Batt: Let’s Fix Rift Between Indians, Non-Indians Governor Hears Of Simmering Resentments Boiling Over In North-Central Region

Associated Press

Gov. Phil Batt told Nez Perce tribal leaders on Monday he would work with them to resolve mounting tensions between Indians and non-Indians in north-central Idaho.

And after rejecting a tribal proposal for a federally run community relations session to reduce conflict, the governor announced that he was calling on local government leaders and officials of the tribe to meet next month in Lewiston to discuss their differences.

“Additional dialogue between the various government agencies involved would help alleviate tensions,” Batt said after his regular session with leaders of Idaho’s five tribes.

During their extended 90-minute meeting, Nez Perce Chairman Sam Penney and others told Batt how resentment simmering for decades in the region erupted this fall in a dispute over enforcement of the tribal hiring ordinance for school construction in Kamiah.

That aggravated boundary disputes, sales tax questions and gaming and lottery problems, leading to what one tribal leader said was the worst deterioration of the Indian-non-Indian relationship in two decades.

“These are the issues we know about, but we believe there are more,” Jamie Pinkham of the tribal executive council said.

A recent Lapwai-Kamiah high school basketball game saw 10 police officers present to assure order was maintained.

And Penney suggested Batt join him in asking the Justice Department to send one of its community relations mediators in to help calm emotions.

“There’s no doubt but there’s undesirable tensions on the reservation,” Batt agreed. “But I really don’t think we need to have an outside group come into Idaho to do this. We’re capable of doing it ourselves. I think it would create resentment.”

Penney, citing past failures to civilly discuss issues behind the tension, said it was important to open talks with leaders of 21 local governments that have talked about setting up a legal fund to settle disputes with the tribe in court. He suggested creation of such a fund with public money countered the constitutional duty of those officials to represent the interests of all their constituents.

The governor said the meeting will be held in Lewiston at a time still to be set.

Batt said the state would endorse the tribe’s continuing request for the Bureau of Land Management to conduct a highly reliable land survey that should resolve running disputes over land ownership. He said he would work with the tribe to assure its management of the wolf reintroduction program remains adequately financed by the federal government.

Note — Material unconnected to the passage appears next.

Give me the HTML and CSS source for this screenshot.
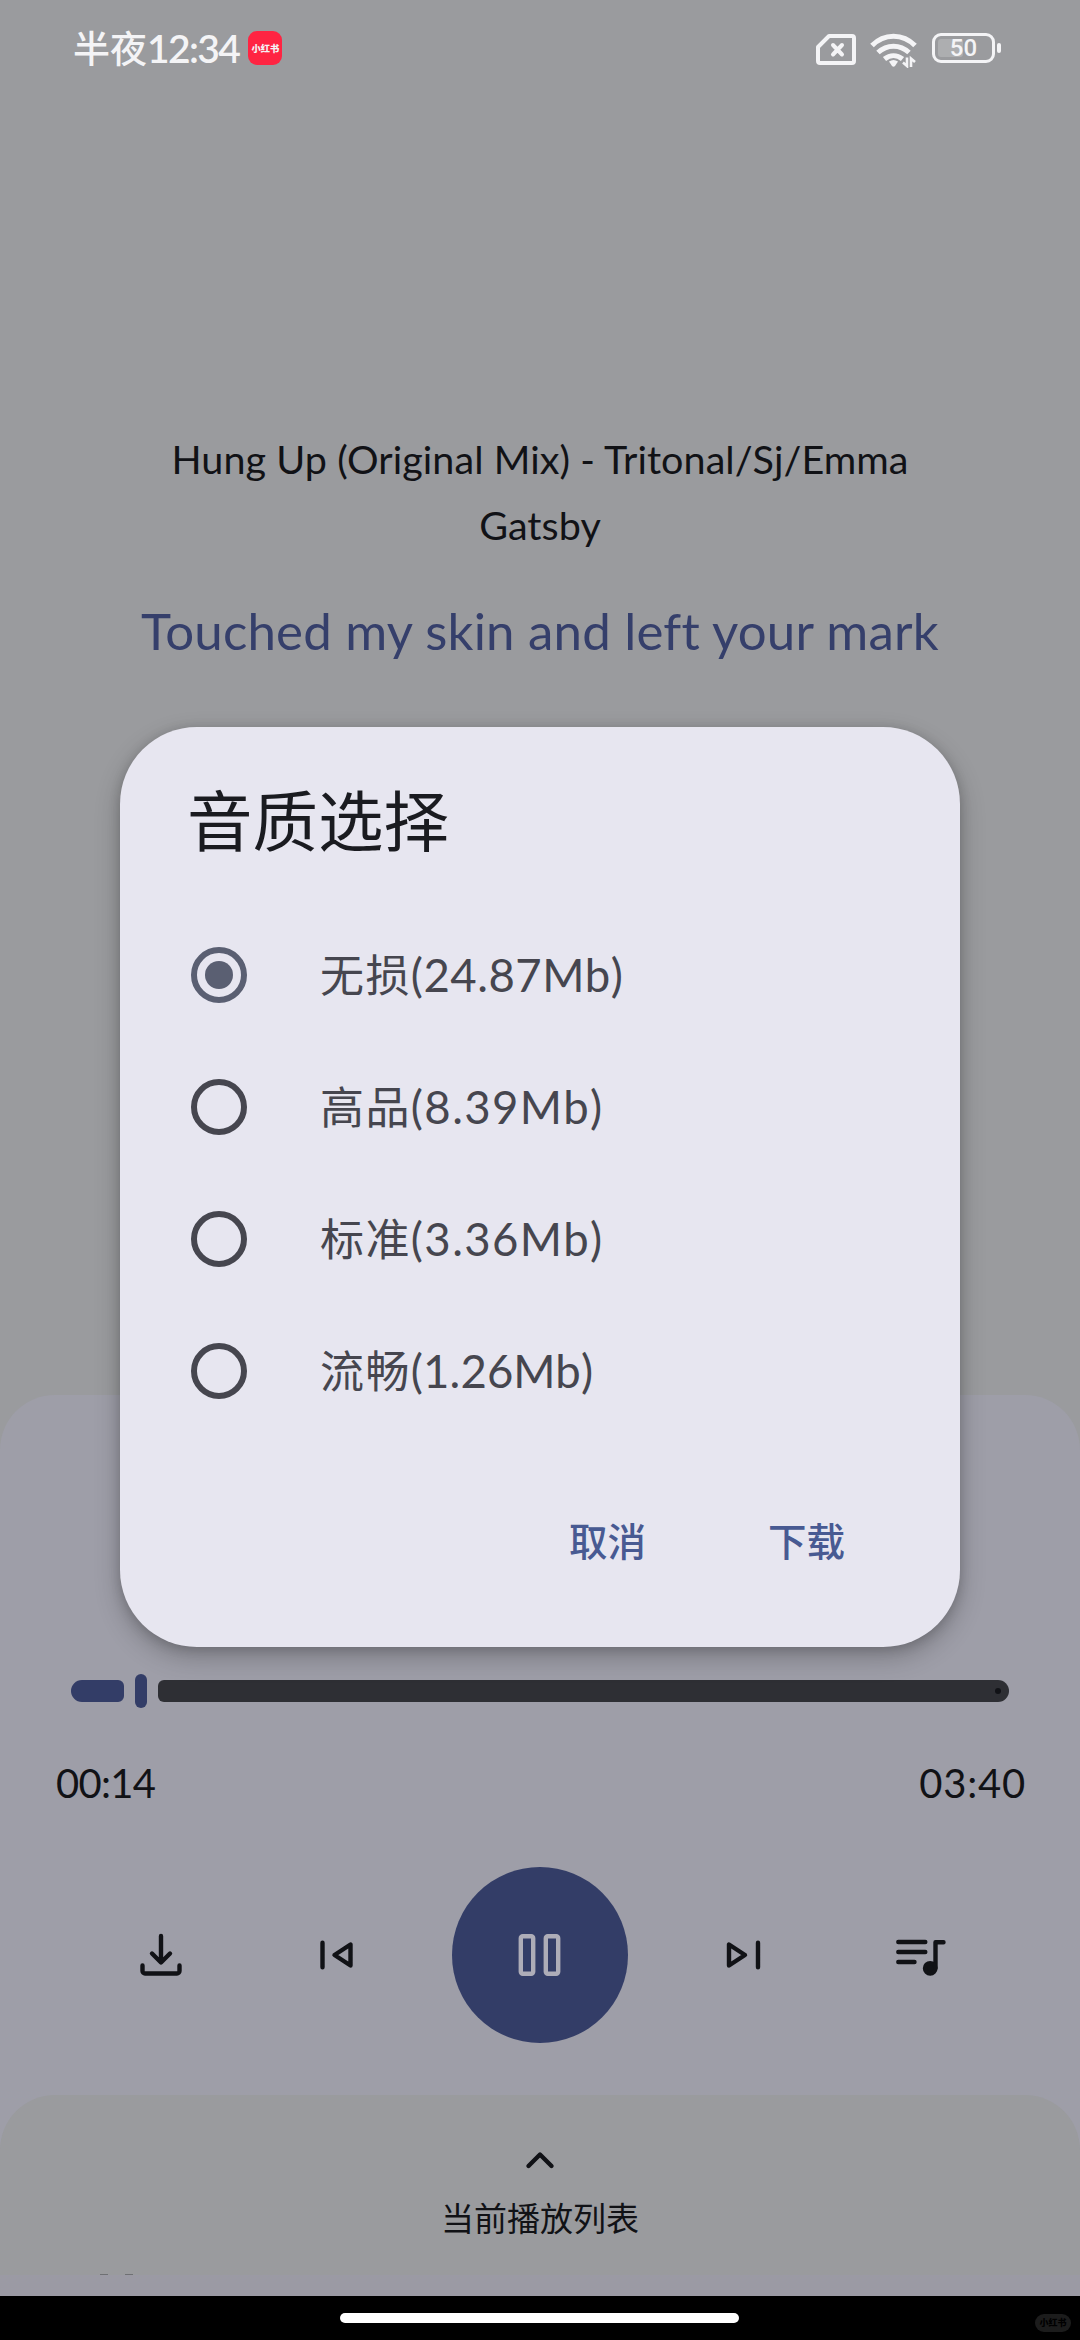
FILE: index.html
```
<!DOCTYPE html>
<html lang="zh-CN">
<head>
<meta charset="utf-8">
<title>音质选择</title>
<link rel="stylesheet" href="styles.css">
</head>
<body>
<div class="screen">
  <header class="status">
    <div class="clock"><span class="clock-word">半夜</span><span class="clock-time">12:34</span></div>
    <div class="app-badge"><span>小红书</span></div>
    <div class="status-icons">
      <svg class="sim" width="40" height="32" viewBox="0 0 40 32" fill="none" stroke="#f4f4f6" stroke-width="4" stroke-linecap="round" stroke-linejoin="round"><path d="M13 2H36a2 2 0 0 1 2 2V27a2 2 0 0 1-2 2H4a2 2 0 0 1-2-2V13Z"/><path d="M17 11l9 9.500M26 11l-9 9.500"/></svg>
      <svg class="wifi" width="48" height="36" viewBox="0 0 48 36" fill="none" stroke="#f4f4f6" stroke-width="5"><path d="M2 13.500C14 1 33 1 45 13.500"/><path d="M8 20.500C17 12 30 12 39 20.500"/><path d="M14.500 27C20 22.500 27 22.500 32.500 27"/><path d="M19 29.500Q23.500 26.500 28 29.500L25 34q-1.500 1.500-3 0Z" fill="#f4f4f6" stroke="none"/><path d="M37 25.500v8.500l-4-3.500M41 35v-8.500l4 3.500" stroke-width="2.600"/></svg>
      <div class="battery"><div class="battery-level"></div><span>50</span></div>
      <div class="battery-nub"></div>
    </div>
  </header>

  <main class="lyrics">
    <h1 class="song">Hung Up (Original Mix) - Tritonal/Sj/Emma<br>Gatsby</h1>
    <p class="line">Touched my skin and left your mark</p>
  </main>

  <section class="player">
    <div class="slider">
      <div class="played"></div><div class="thumb"></div><div class="remaining"><i></i></div>
    </div>
    <div class="times"><span class="elapsed">00:14</span><span class="total">03:40</span></div>
    <div class="controls">
      <svg width="66" height="66" viewBox="0 0 66 66"><path d="M33 14V40M24 31.500L33 40.500L42 31.500M14.500 43.500V49a2.500 2.500 0 0 0 2.500 2.500H49a2.500 2.500 0 0 0 2.500-2.500V43.500"/></svg>
      <svg class="previous" width="66" height="66" viewBox="0 0 66 66"><path d="M18.500 20.800V45.200M46.500 22.500V43.500L30.500 33Z"/></svg>
      <div class="pause"><svg width="66" height="66" viewBox="0 0 66 66"><rect x="13.800" y="14.300" width="12.400" height="37.400" rx="2"/><rect x="38.800" y="14.300" width="12.400" height="37.400" rx="2"/></svg></div>
      <svg class="next" width="66" height="66" viewBox="0 0 66 66"><path d="M47 20.800V45.200M18 22.500V43.500L34 33Z"/></svg>
      <svg width="66" height="66" viewBox="0 0 66 66"><path d="M11.300 20H38.300M11.300 30H38.300M11.300 40H27.500M48.500 46V20.300H56.500"/><circle cx="43.200" cy="46.300" r="5.200" fill="#111216"/></svg>
    </div>
  </section>

  <section class="queue">
    <svg width="30" height="20" viewBox="0 0 30 20"><path d="M3.500 16L15 4.500L26.500 16"/></svg>
    <span>当前播放列表</span>
    <div class="clipped"><i></i><i></i></div>
  </section>
  <div class="edge"></div>
  <footer class="navbar"><div class="home"></div><div class="watermark"><span>小红书</span></div></footer>

  <div class="dialog">
    <h2>音质选择</h2>
    <ul class="options">
      <li class="checked"><i class="radio"></i><span>无损<b class="tight">(24.87Mb)</b></span></li>
      <li><i class="radio"></i><span>高品<b>(8.39Mb)</b></span></li>
      <li><i class="radio"></i><span>标准<b>(3.36Mb)</b></span></li>
      <li><i class="radio"></i><span>流畅<b class="tighter">(1.26Mb)</b></span></li>
    </ul>
    <div class="actions"><span>取消</span><span>下载</span></div>
  </div>
</div>
</body>
</html>
```
FILE: styles.css
```
* { box-sizing: border-box; margin: 0; padding: 0; }
body { background: #9a9b9e; }
.screen {
  position: relative;
  width: 1080px;
  height: 2340px;
  overflow: hidden;
  display: flex;
  flex-direction: column;
  background: #9a9b9e;
  color: #111216;
  font-family: Lato, "Noto Sans CJK SC", sans-serif;
  font-variant-ligatures: none;
}

.status {
  height: 96px;
  padding: 0 79px 0 73px;
  display: flex;
  align-items: center;
  color: #f4f4f6;
}
.clock { display: flex; align-items: center; height: 96px; line-height: 96px; }
.clock-word { font-family: "Noto Sans CJK SC", sans-serif; font-size: 37px; font-weight: 500; margin-top: -3px; }
.clock-time { font-size: 39px; font-weight: 600; letter-spacing: -1.600px; }
.app-badge {
  width: 34px;
  height: 34px;
  margin-left: 9px;
  border-radius: 9px;
  background: #ff2442;
  display: flex;
  align-items: center;
  justify-content: center;
}
.app-badge span { font: 900 9.300px/12px "Noto Sans CJK SC", sans-serif; white-space: nowrap; }
.status-icons { margin-left: auto; display: flex; align-items: center; }
.sim { margin-top: 3px; }
.wifi { margin: 3px 0 0 14px; }
.battery {
  width: 63px;
  height: 30px;
  margin-left: 14px;
  padding: 3px;
  border: 3.500px solid #f4f4f6;
  border-radius: 9px;
  position: relative;
  display: flex;
}
.battery-level { width: 25px; border-radius: 3px; background: #adaeb0; }
.battery span {
  position: absolute;
  inset: 0;
  text-align: center;
  font: 500 24px/24px Roboto, sans-serif;
}
.battery-nub { width: 4px; height: 10px; margin-left: 2px; border-radius: 2px; background: #f4f4f6; }

.lyrics { height: 1299px; padding-top: 330px; text-align: center; }
.song { font-size: 39.500px; line-height: 66px; font-weight: 400; letter-spacing: .06px; }
.line { font-size: 51px; line-height: 66px; margin-top: 40px; letter-spacing: .2px; color: #353f6b; }

.player {
  height: 753px;
  margin-bottom: -53px;
  padding: 279px 0 0;
  border-radius: 55px 55px 0 0;
  background: #9e9ea8;
}
.slider { height: 34px; padding: 0 71px; display: flex; align-items: center; }
.played { width: 53px; height: 22px; border-radius: 11px 6px 6px 11px; background: #333d67; }
.thumb { width: 12px; height: 34px; margin: 0 11px; border-radius: 6px; background: #333d67; }
.remaining {
  flex: 1;
  height: 22px;
  padding-right: 8px;
  border-radius: 6px 11px 11px 6px;
  background: #2e2f34;
  display: flex;
  align-items: center;
  justify-content: flex-end;
}
.remaining i { width: 6px; height: 6px; border-radius: 50%; background: #111216; }
.times {
  margin-top: 42px;
  padding: 0 54px 0 56px;
  display: flex;
  justify-content: space-between;
  font-size: 40px;
  line-height: 66px;
}
.elapsed { letter-spacing: -.7px; }
.total { letter-spacing: .8px; }
.controls {
  height: 176px;
  margin-top: 51px;
  padding: 0 127px 0 128px;
  display: flex;
  align-items: center;
}
.controls svg, .queue svg {
  fill: none;
  stroke: #111216;
  stroke-width: 4.400;
  stroke-linecap: round;
  stroke-linejoin: round;
}
.previous { margin: 0 82px 0 110px; }
.next { margin: 0 110px 0 83px; }
.pause {
  width: 176px;
  height: 176px;
  border-radius: 50%;
  background: #333d67;
  display: flex;
  align-items: center;
  justify-content: center;
}
.controls .pause svg { stroke: #aeadb8; }

.queue {
  height: 180px;
  padding-top: 55px;
  border-radius: 55px 55px 0 0;
  background: #9a9b9e;
  display: flex;
  flex-direction: column;
  align-items: center;
}
.queue span { margin-top: 23px; font: 400 33px/48px "Noto Sans CJK SC", sans-serif; }
.clipped { width: 1080px; margin-top: auto; padding-left: 100px; display: flex; gap: 17px; }
.clipped i { width: 8px; height: 1px; background: #6f7073; }
.edge { height: 21px; background: #9b9aa4; }
.navbar {
  height: 44px;
  background: #000;
  display: grid;
  grid-template-columns: 340px 399px 1fr;
  align-items: center;
}
.home { grid-column: 2; height: 10px; border-radius: 5px; background: #fff; }
.watermark {
  justify-self: end;
  width: 36px;
  height: 18px;
  margin: 9px 9px 0 0;
  border-radius: 9px;
  background: #1c1c1c;
  color: #000;
  text-align: center;
}
.watermark span { display: block; font: 900 9px/17px "Noto Sans CJK SC", sans-serif; }

.dialog {
  position: absolute;
  left: 120px;
  top: 727px;
  width: 840px;
  height: 920px;
  padding: 43px 68px 0 67px;
  border-radius: 77px;
  background: #e7e6f0;
  box-shadow: 0 10px 26px rgba(0, 0, 0, .24), 0 2px 12px rgba(0, 0, 0, .16);
}
.dialog h2 { font: 400 65.500px/96px "Noto Sans CJK SC", sans-serif; color: #1a1b20; }
.options { margin-top: 43px; list-style: none; }
.options li { height: 132px; display: flex; align-items: center; color: #46464f; }
.radio {
  width: 56px;
  height: 56px;
  margin: 0 73px 0 4px;
  border: 6px solid #46464f;
  border-radius: 50%;
  display: flex;
  align-items: center;
  justify-content: center;
}
.checked .radio { border-color: #5a5f72; }
.checked .radio::after { content: ""; width: 28px; height: 28px; border-radius: 50%; background: #5a5f72; }
.options span { margin-top: -3px; font: 400 44px/66px "Noto Sans CJK SC", sans-serif; letter-spacing: 1.400px; }
.options b { font: 400 45.500px/66px Lato, sans-serif; }
.options .tight { letter-spacing: .5px; }
.options .tighter { letter-spacing: .1px; }
.actions { margin-top: 75px; display: flex; justify-content: flex-end; gap: 122px; padding-right: 47px; }
.actions span { font: 500 38.500px/55px "Noto Sans CJK SC", sans-serif; color: #485a92; }
```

And he labeled as reasonable a nine-point program on concerns of the Alliance of Idaho Tribes that generally focused on assuring that tribal leaders play an integral role in the evolution of welfare reform.

Penney said the regular meetings Batt has held with the tribes since taking office have been a major boost to maintaining an acceptable relationship with the state and urged the governor to keep up the meetings during this winter’s legislative session - something Batt said he would try to do.

But the governor also reiterated his intention to further clarify the issue of gambling, stating as he did last week that whatever is legal for the Indian tribes on their reservations should probably be legal everywhere in Idaho.

The specific point of contention remains the legality of the hundreds of video pull-tab machines the Nez Perce and other tribes are operating in their bingo halls. Batt and the state maintain they are illegal under the 1988 federal law and the tribes disagree, leaving the governor to say simply the issue will have to be settled by the courts.